Kedua, Isyarat Dicintai Allah
Ada banyak isyarat Allah cinta pada hamba-Nya. Diantaranya saat seorang hamba mendekat dengan wasilah amal shaleh. Sebagaimana firman-Nya “Ya ayyuhalladziina aamanut taqullaah, wabtaghuu ilaihil wasiilah”. Dan amal shaleh yang dicintai Allah adalah amal yang dilaksanakan secara kontinyu, berkesinambungan dan tidak terputus meskipun sedikit, apalagi banyak. Sebagaimana petunjuk dari baginda nabi “Ahabbul ‘amali ilallaah, adwaamuhu wa inqall”.
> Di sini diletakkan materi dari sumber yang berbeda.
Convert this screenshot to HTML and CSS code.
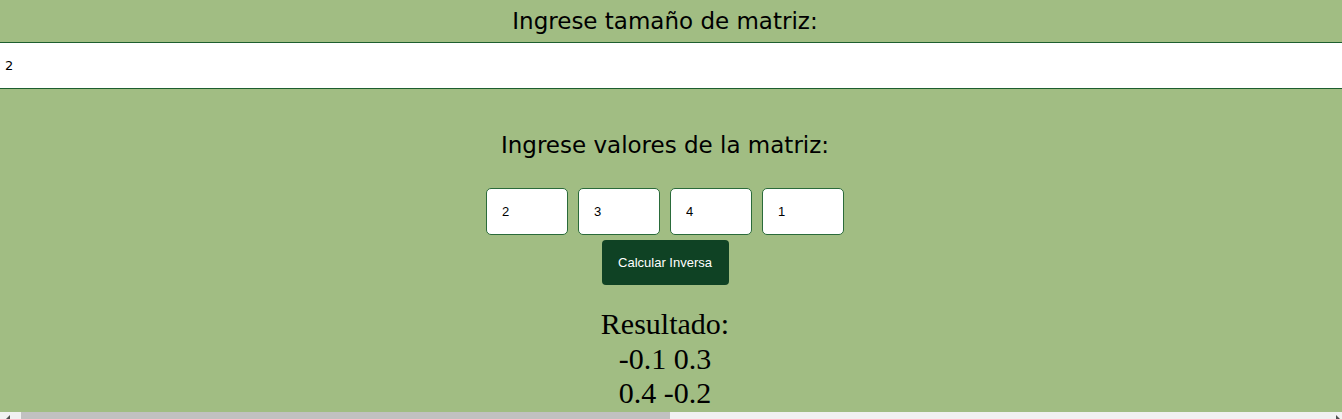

Istiqamah dalam beramal itu perkara berat. Bahkan, itulah perkara terberat yang dirasakan oleh nabi hingga rambutnya cepat beruban. Karena perintah istiqamah dalam surat hud dan surat - surat lain semisalnya. Dan istiqamah juga menjadi salah satu faktor penting yang akan menghantarkan pada husnul khatimah, selain taubat. Karena apabila Allah mencintai seorang hamba, mereka akan diberi taufik untuk beramal shaleh sebelum wafatnya. “Yuwaffiquhu li ’amalin shaalih, qablal maut”.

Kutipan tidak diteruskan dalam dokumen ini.